Para o cientista Paulo Artaxo, da Universidade de São Paulo (USP), um dos mais pesquisadores brasileiros mais citados no exterior, essa situação coloca em perigo a formação de pesquisadores, mas também de profissionais de outras áreas. Ele explica que no Brasil, em geral, quem investe em formação "são as universidades públicas através de bolsas de pesquisa".
"Um economista vai se aperfeiçoar fazendo um mestrado, mas se ele não tiver uma bolsa da Capes e do CNPq, obviamente seu aperfeiçoamento fica comprometido. Então, isso compromete, na verdade, toda a formação de pessoal especializado no Brasil, em todas as áreas [...]. É um tiro no pé que vai prejudicar e muito o nosso país", afirma Paulo Artaxo.
'A área econômica é a mais monolítica'
Ildeu de Castro Moreira afirma que é no Ministério da Economia, liderado por Paulo Guedes, onde há mais dificuldades para a garantia de investimentos.

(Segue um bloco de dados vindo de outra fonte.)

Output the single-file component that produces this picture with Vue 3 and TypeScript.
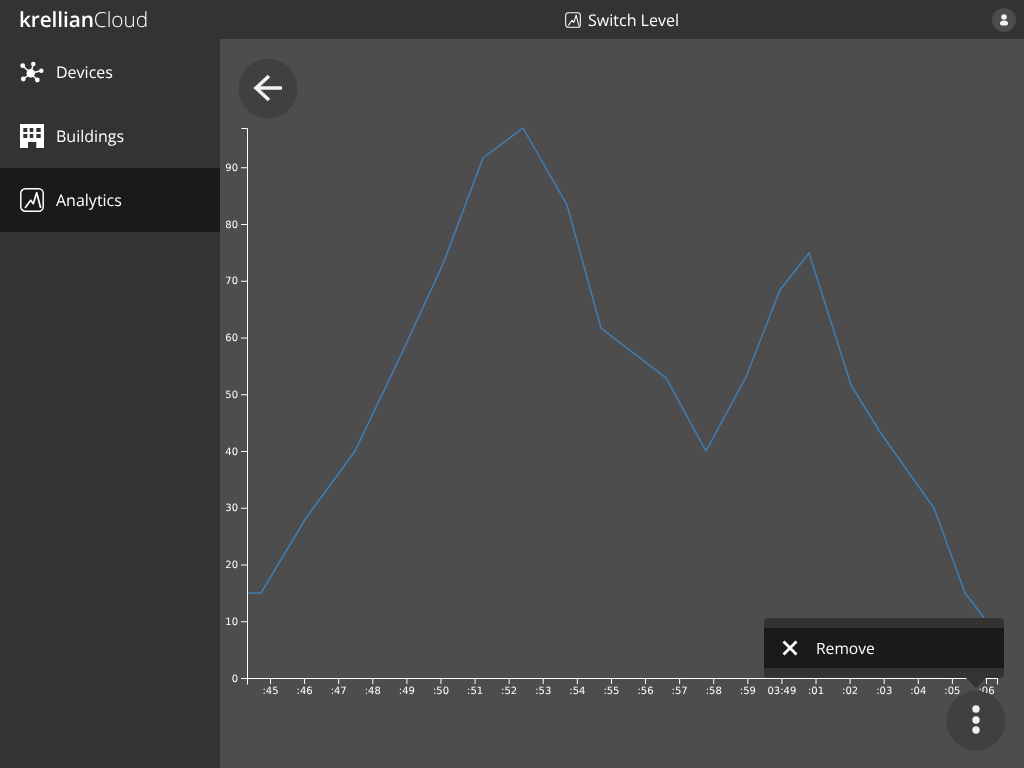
<script setup lang="ts">
const yTicks = [0, 10, 20, 30, 40, 50, 60, 70, 80, 90].map((v) => ({ v, y: 678.5 - v * 5.675 }))
const xLabels = [':45', ':46', ':47', ':48', ':49', ':50', ':51', ':52', ':53', ':54', ':55', ':56', ':57', ':58', ':59', '03:49', ':01', ':02', ':03', ':04', ':05', ':06']
const xTicks = xLabels.map((label, i) => ({ label, x: 270.5 + i * 34.095 }))
const points = '247,593 261,593 306,518 355,451 401,355 443,264 483,158 523,128 567,205 601,328 666,378 706,451 746,377 780,290 809,253 851,385 880,432 934,508 965,593 985,619 998,636'
</script>

<template>
  <div class="app">
    <header class="topbar">
      <div class="logo"><b>krellian</b><span>Cloud</span></div>
      <div class="title">
        <svg class="title-icon" viewBox="0 0 24 24" fill="none" stroke="#fff" stroke-width="1.600" stroke-linejoin="round">
          <rect x="1" y="1" width="22" height="22" rx="4" />
          <path d="M5 20 10.700 12.300l2.600 3.400L16.700 4.700 20.700 20" />
        </svg>
        <span>Switch Level</span>
      </div>
      <div class="avatar">
        <svg viewBox="0 0 24 24" width="24" height="24" fill="#f0f0f0">
          <circle cx="12" cy="9" r="2.800" />
          <path d="M8 15c0-1.500 1.600-2.400 4-2.400s4 .9 4 2.400v.8c0 1-.9 1.600-1.900 1.600H9.900c-1 0-1.900-.6-1.900-1.600z" />
        </svg>
      </div>
    </header>
    <div class="body">
      <nav class="sidebar">
        <a class="item">
          <svg class="icon" viewBox="0 0 24 24" fill="#fff" stroke="#fff">
            <path stroke-width="1.400" d="M10.700 13.300 2.700 5.700M10.700 13.300 13.300 4M10.700 13.300 21.300 10.700M10.700 13.300 3.300 19M10.700 13.300 17.300 20" />
            <circle cx="10.700" cy="13.300" r="4.200" stroke="none" />
            <circle cx="2.700" cy="5.700" r="2.400" stroke="none" />
            <circle cx="13.300" cy="4" r="2.300" stroke="none" />
            <circle cx="21.300" cy="10.700" r="2.200" stroke="none" />
            <circle cx="3.300" cy="19" r="2.400" stroke="none" />
            <circle cx="17.300" cy="20" r="2.400" stroke="none" />
          </svg>
          <span>Devices</span>
        </a>
        <a class="item">
          <svg class="icon" viewBox="0 0 24 24" fill="#fff" fill-rule="evenodd">
            <path d="M0 0h24v24H16.300v-6H8v6H0zM3.300 4v4h4V4zM9.700 4v4h3.600V4zM16.300 4v4h4.400V4zM3.300 10v4h4v-4zM9.700 10v4h3.600v-4zM16.300 10v4h4.400v-4z" />
          </svg>
          <span>Buildings</span>
        </a>
        <a class="item active">
          <svg class="icon" viewBox="0 0 24 24" fill="none" stroke="#fff" stroke-width="1.500" stroke-linejoin="round">
            <rect x="0.800" y="0.800" width="22.400" height="22.400" rx="4.500" />
            <path stroke-width="1.700" d="M5 20 10.700 12.300l2.600 3.400L16.700 4.700 20.700 20" />
          </svg>
          <span>Analytics</span>
        </a>
      </nav>
      <main class="main">
        <button class="fab back" aria-label="Back">
          <svg viewBox="0 0 58 58" width="58" height="58" fill="none" stroke="#f2f2f2" stroke-width="3.600">
            <path d="M17 29h26M30 17 17 29l13 12" />
          </svg>
        </button>
        <svg class="chart" viewBox="220 117 804 651">
          <polyline :points="points" fill="none" stroke="#3f7fb5" stroke-width="1.500" />
          <path d="M241.500 128.500h6v550h750v6M247.500 678.500v6" stroke="#fff" fill="none" />
          <g class="ticks">
            <g v-for="t in yTicks" :key="t.v">
              <line x1="241" x2="247" :y1="t.y" :y2="t.y" stroke="#fff" />
              <text x="238" :y="t.y + 3.200" text-anchor="end">{{ t.v }}</text>
            </g>
            <g v-for="t in xTicks" :key="t.label">
              <line :x1="t.x" :x2="t.x" y1="678" y2="684" stroke="#fff" />
              <text :x="t.x" y="694" text-anchor="middle">{{ t.label }}</text>
            </g>
          </g>
        </svg>
        <div class="menu">
          <div class="menu-row">
            <svg viewBox="0 0 16 16" width="16" height="16" fill="none" stroke="#fff" stroke-width="2.800">
              <path d="M1.500 1.500l13 13M14.500 1.500l-13 13" />
            </svg>
            <span>Remove</span>
          </div>
        </div>
        <button class="fab more" aria-label="More">
          <svg viewBox="0 0 58 58" width="58" height="58" fill="#f0f0f0">
            <circle cx="29" cy="18" r="3.700" />
            <circle cx="29" cy="29" r="3.700" />
            <circle cx="29" cy="39" r="3.700" />
          </svg>
        </button>
      </main>
    </div>
  </div>
</template>

<style scoped>
.app {
  width: 1024px;
  height: 768px;
  overflow: hidden;
  display: flex;
  flex-direction: column;
  font-family: "Open Sans", sans-serif;
  color: #fff;
  background: #333;
  will-change: transform;
  text-rendering: geometricPrecision;
}
.topbar {
  height: 39px;
  flex: none;
  background: #333;
  display: flex;
  align-items: center;
  padding-left: 19px;
}
.logo {
  width: 201px;
  flex: none;
  font-size: 20.800px;
  line-height: 40px;
  white-space: nowrap;
}
.logo b {
  font-weight: 600;
  letter-spacing: -0.1px;
}
.logo span {
  font-weight: 300;
}
.title {
  flex: 1;
  display: flex;
  justify-content: center;
  align-items: center;
  gap: 7px;
  font-size: 16px;
  margin-top: 1px;
}
.title-icon {
  width: 16px;
  height: 16px;
}
.avatar {
  width: 24px;
  height: 24px;
  margin: 1px 8px 0 -32px;
  border-radius: 50%;
  background: #4d4d4d;
}
.avatar svg {
  display: block;
}
.body {
  flex: 1;
  display: flex;
  min-height: 0;
}
.sidebar {
  width: 220px;
  flex: none;
  background: #333;
  padding-top: 1px;
}
.item {
  height: 64px;
  display: flex;
  align-items: center;
  gap: 12px;
  padding-left: 20px;
  font-size: 16px;
}
.item.active {
  background: #1a1a1a;
}
.icon {
  width: 24px;
  height: 24px;
  flex: none;
}
.main {
  position: relative;
  flex: 1;
  background: #4d4d4d;
  overflow: hidden;
}
.fab {
  width: 58px;
  height: 58px;
  border: 0;
  padding: 0;
  border-radius: 50%;
  background: #404040;
  box-shadow: 0 1px 2px rgba(0, 0, 0, 0.25);
}
.fab svg {
  display: block;
}
.back {
  display: block;
  margin: 20px 0 0 19px;
}
.chart {
  display: block;
  width: 804px;
  height: 651px;
}
.ticks text {
  font: 10px "DejaVu Sans", sans-serif;
  fill: #fff;
}
.more {
  position: absolute;
  left: 727px;
  top: 652px;
}
.menu {
  position: absolute;
  left: 544px;
  top: 579px;
  width: 240px;
  padding: 10px 0;
  background: #333;
  border-radius: 4px;
}
.menu::after {
  content: "";
  position: absolute;
  left: 202px;
  top: 60px;
  border: 10px solid transparent;
  border-top-color: #333;
  border-bottom: 0;
}
.menu-row {
  height: 40px;
  display: flex;
  align-items: center;
  gap: 18px;
  padding-left: 18px;
  background: #1a1a1a;
  font-size: 15.600px;
}
</style>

"A área econômica é a mais monolítica. O Ministério da Ciência e Tecnologia está se empenhando no sentido dessa recuperação mas bate na barreira da economia, que tem uma visão econômica estreita que acha que Ciência e Tecnologia parece que não precisa para o país", afirma.
Outra das preocupações do cientista é o impacto internacional que pode sofrer o prestígio da ciência brasileira mundo afora com a sequência de cortes.
"Impacta muito negativamente. Inclusive as revistas maiores e mais importantes do meio acadêmico científico mundial, tipo Science e Nature, tem trazido matéria várias vezes este ano e no ano passado apontando esse quadro dramático de cortes na ciência brasileira", explica.
Para Ildeu, o que se apresenta, caso nada seja transformado, é um cenário de destruição de um longo período de investimentos de recursos do povo brasileiro.
"Do jeito que estão fazendo, cortando drasticamente os recursos está ameaçando severamente o sistema nacional de ciência e tecnologia que foi construído ao longo de décadas com recursos públicos do povo brasileiro e que cresceu. Claro que pode ser melhorado, claro que pode ser aprimorado, mas não pode ser destruído", conclui.